**TASK:**
Write out the material exactly, without any of its pictures.

**INFORMATION PROVIDED:**
** start **
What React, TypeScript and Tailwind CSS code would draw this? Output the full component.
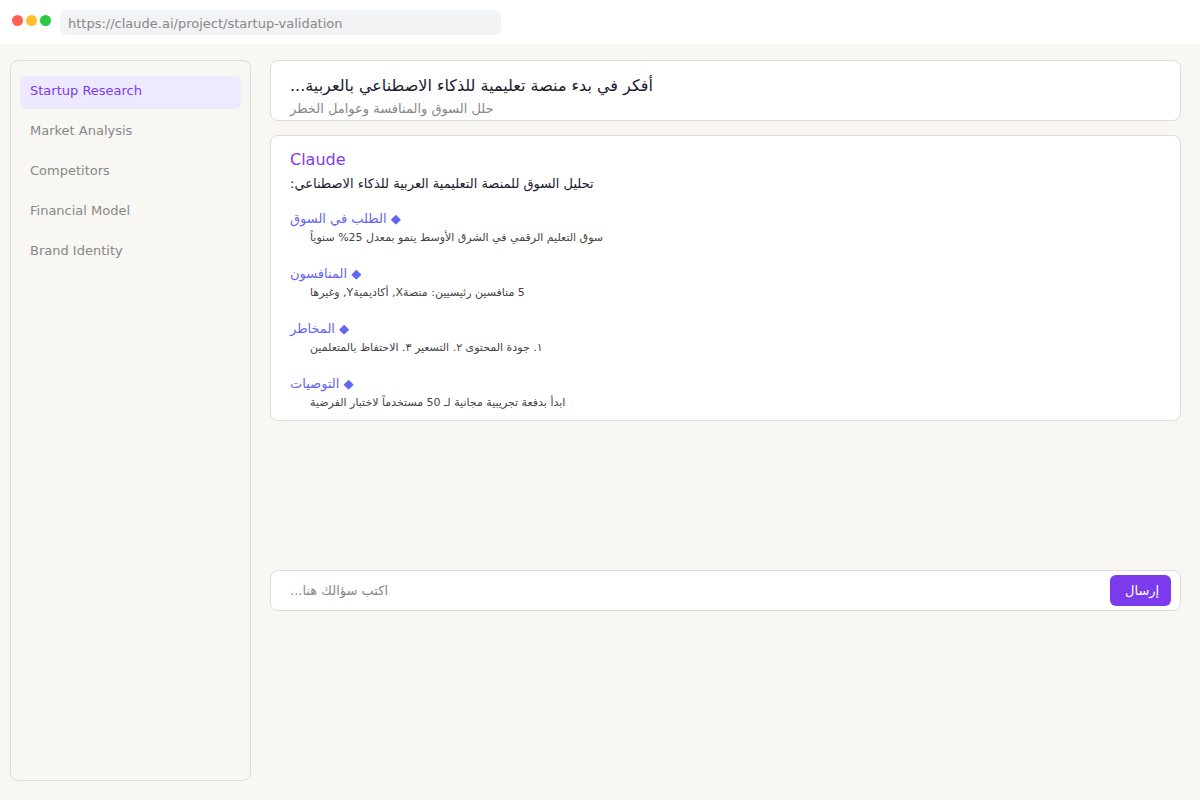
import React, { useState } from 'react';

const navItems = ['Startup Research', 'Market Analysis', 'Competitors', 'Financial Model', 'Brand Identity'];

const sections = [
  { title: 'الطلب في السوق', text: 'سوق التعليم الرقمي في الشرق الأوسط ينمو بمعدل 25% سنوياً' },
  { title: 'المنافسون', text: '5 منافسين رئيسيين: منصةX, أكاديميةY, وغيرها' },
  { title: 'المخاطر', text: '١. جودة المحتوى ٢. التسعير ٣. الاحتفاظ بالمتعلمين' },
  { title: 'التوصيات', text: 'ابدأ بدفعة تجريبية مجانية لـ 50 مستخدماً لاختبار الفرضية' },
];

const BrowserBar: React.FC = () => {
  const [url, setUrl] = useState('https://claude.ai/project/startup-validation');

  return (
    <header className="flex h-11 items-start bg-white pl-3 pt-[10px]">
      <div className="flex gap-[3px] pt-[5px]">
        <span className="size-[11px] rounded-full bg-[#ff5f57]" />
        <span className="size-[11px] rounded-full bg-[#febc2e]" />
        <span className="size-[11px] rounded-full bg-[#28c840]" />
      </div>
      <input
        type="text"
        aria-label="Address"
        value={url}
        onChange={e => setUrl(e.target.value)}
        className="ml-[9px] h-[25px] w-[441px] rounded-md bg-[#f1f3f5] px-2 pt-[2px] text-[13px] text-[#888888] outline-none"
      />
    </header>
  );
};

const Sidebar: React.FC = () => {
  const [active, setActive] = useState(navItems[0]);

  return (
    <nav className="flex w-[241px] shrink-0 flex-col gap-[7px] rounded-lg border border-[#e0ddd8] px-[9px] py-[15px]">
      {navItems.map(item => (
        <button
          key={item}
          type="button"
          onClick={() => setActive(item)}
          className={`h-[33px] rounded-md px-[10px] pb-1 text-left text-[13px] leading-5 ${
            item === active ? 'bg-[#ede9fe] text-[#7c3aed]' : 'text-[#888888]'
          }`}
        >
          {item}
        </button>
      ))}
    </nav>
  );
};

const Composer: React.FC = () => {
  const [question, setQuestion] = useState('');

  return (
    <form
      onSubmit={e => e.preventDefault()}
      className="mt-[149px] flex h-[41px] items-center rounded-lg border border-[#e0ddd8] bg-white pl-[19px] pr-[9px]"
    >
      <input
        type="text"
        dir="rtl"
        aria-label="اكتب سؤالك هنا"
        placeholder="اكتب سؤالك هنا..."
        value={question}
        onChange={e => setQuestion(e.target.value)}
        className="h-5 min-w-0 flex-1 text-left text-[13px] text-[#1a1a2e] outline-none placeholder:text-[#888888]"
      />
      <button type="submit" className="h-[31px] w-[61px] rounded-md bg-[#7c3aed] pl-[15px] text-left text-[13px] leading-5 text-white">
        إرسال
      </button>
    </form>
  );
};

export default function App() {
  return (
    <div className="flex min-h-screen flex-col bg-[#f8f7f3] font-['DejaVu_Sans',sans-serif]">
      <BrowserBar />
      <div className="flex flex-1 gap-[19px] pb-[19px] pl-[10px] pr-[19px] pt-4">
        <Sidebar />
        <main className="flex min-w-0 flex-1 flex-col">
          <section dir="rtl" className="rounded-lg border border-[#e0ddd8] bg-white px-[19px] pb-[1px] pt-[15px] text-left">
            <h1 className="text-base leading-5 text-[#1a1a2e]">أفكر في بدء منصة تعليمية للذكاء الاصطناعي بالعربية...</h1>
            <p className="mt-[3px] text-[13px] leading-5 text-[#888888]">حلل السوق والمنافسة وعوامل الخطر</p>
          </section>

          <article className="mt-[14px] rounded-lg border border-[#e0ddd8] bg-white px-[19px] pb-[9px] pt-[14px]">
            <h2 className="text-base leading-5 text-[#7c3aed]">Claude</h2>
            <div dir="rtl" className="mt-1 text-left">
              <p className="text-[13px] leading-5 text-[#1a1a2e]">تحليل السوق للمنصة التعليمية العربية للذكاء الاصطناعي:</p>
              <div className="mt-[15px] flex flex-col gap-[18px]">
                {sections.map(section => (
                  <div key={section.title}>
                    <h3 className="text-[13px] leading-5 text-[#6366f1]">◆ {section.title}</h3>
                    <p className="mt-[1px] pl-5 text-[11px] leading-4 text-[#444444]">{section.text}</p>
                  </div>
                ))}
              </div>
            </div>
          </article>

          <Composer />
        </main>
      </div>
    </div>
  );
}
** end **
**TASK RESULT:**
What React, TypeScript and Tailwind CSS code would draw this? Output the full component.
import React, { useState } from 'react';

const navItems = ['Startup Research', 'Market Analysis', 'Competitors', 'Financial Model', 'Brand Identity'];

const sections = [
  { title: 'الطلب في السوق', text: 'سوق التعليم الرقمي في الشرق الأوسط ينمو بمعدل 25% سنوياً' },
  { title: 'المنافسون', text: '5 منافسين رئيسيين: منصةX, أكاديميةY, وغيرها' },
  { title: 'المخاطر', text: '١. جودة المحتوى ٢. التسعير ٣. الاحتفاظ بالمتعلمين' },
  { title: 'التوصيات', text: 'ابدأ بدفعة تجريبية مجانية لـ 50 مستخدماً لاختبار الفرضية' },
];

const BrowserBar: React.FC = () => {
  const [url, setUrl] = useState('https://claude.ai/project/startup-validation');

  return (
    <header className="flex h-11 items-start bg-white pl-3 pt-[10px]">
      <div className="flex gap-[3px] pt-[5px]">
        <span className="size-[11px] rounded-full bg-[#ff5f57]" />
        <span className="size-[11px] rounded-full bg-[#febc2e]" />
        <span className="size-[11px] rounded-full bg-[#28c840]" />
      </div>
      <input
        type="text"
        aria-label="Address"
        value={url}
        onChange={e => setUrl(e.target.value)}
        className="ml-[9px] h-[25px] w-[441px] rounded-md bg-[#f1f3f5] px-2 pt-[2px] text-[13px] text-[#888888] outline-none"
      />
    </header>
  );
};

const Sidebar: React.FC = () => {
  const [active, setActive] = useState(navItems[0]);

  return (
    <nav className="flex w-[241px] shrink-0 flex-col gap-[7px] rounded-lg border border-[#e0ddd8] px-[9px] py-[15px]">
      {navItems.map(item => (
        <button
          key={item}
          type="button"
          onClick={() => setActive(item)}
          className={`h-[33px] rounded-md px-[10px] pb-1 text-left text-[13px] leading-5 ${
            item === active ? 'bg-[#ede9fe] text-[#7c3aed]' : 'text-[#888888]'
          }`}
        >
          {item}
        </button>
      ))}
    </nav>
  );
};

const Composer: React.FC = () => {
  const [question, setQuestion] = useState('');

  return (
    <form
      onSubmit={e => e.preventDefault()}
      className="mt-[149px] flex h-[41px] items-center rounded-lg border border-[#e0ddd8] bg-white pl-[19px] pr-[9px]"
    >
      <input
        type="text"
        dir="rtl"
        aria-label="اكتب سؤالك هنا"
        placeholder="اكتب سؤالك هنا..."
        value={question}
        onChange={e => setQuestion(e.target.value)}
        className="h-5 min-w-0 flex-1 text-left text-[13px] text-[#1a1a2e] outline-none placeholder:text-[#888888]"
      />
      <button type="submit" className="h-[31px] w-[61px] rounded-md bg-[#7c3aed] pl-[15px] text-left text-[13px] leading-5 text-white">
        إرسال
      </button>
    </form>
  );
};

export default function App() {
  return (
    <div className="flex min-h-screen flex-col bg-[#f8f7f3] font-['DejaVu_Sans',sans-serif]">
      <BrowserBar />
      <div className="flex flex-1 gap-[19px] pb-[19px] pl-[10px] pr-[19px] pt-4">
        <Sidebar />
        <main className="flex min-w-0 flex-1 flex-col">
          <section dir="rtl" className="rounded-lg border border-[#e0ddd8] bg-white px-[19px] pb-[1px] pt-[15px] text-left">
            <h1 className="text-base leading-5 text-[#1a1a2e]">أفكر في بدء منصة تعليمية للذكاء الاصطناعي بالعربية...</h1>
            <p className="mt-[3px] text-[13px] leading-5 text-[#888888]">حلل السوق والمنافسة وعوامل الخطر</p>
          </section>

          <article className="mt-[14px] rounded-lg border border-[#e0ddd8] bg-white px-[19px] pb-[9px] pt-[14px]">
            <h2 className="text-base leading-5 text-[#7c3aed]">Claude</h2>
            <div dir="rtl" className="mt-1 text-left">
              <p className="text-[13px] leading-5 text-[#1a1a2e]">تحليل السوق للمنصة التعليمية العربية للذكاء الاصطناعي:</p>
              <div className="mt-[15px] flex flex-col gap-[18px]">
                {sections.map(section => (
                  <div key={section.title}>
                    <h3 className="text-[13px] leading-5 text-[#6366f1]">◆ {section.title}</h3>
                    <p className="mt-[1px] pl-5 text-[11px] leading-4 text-[#444444]">{section.text}</p>
                  </div>
                ))}
              </div>
            </div>
          </article>

          <Composer />
        </main>
      </div>
    </div>
  );
}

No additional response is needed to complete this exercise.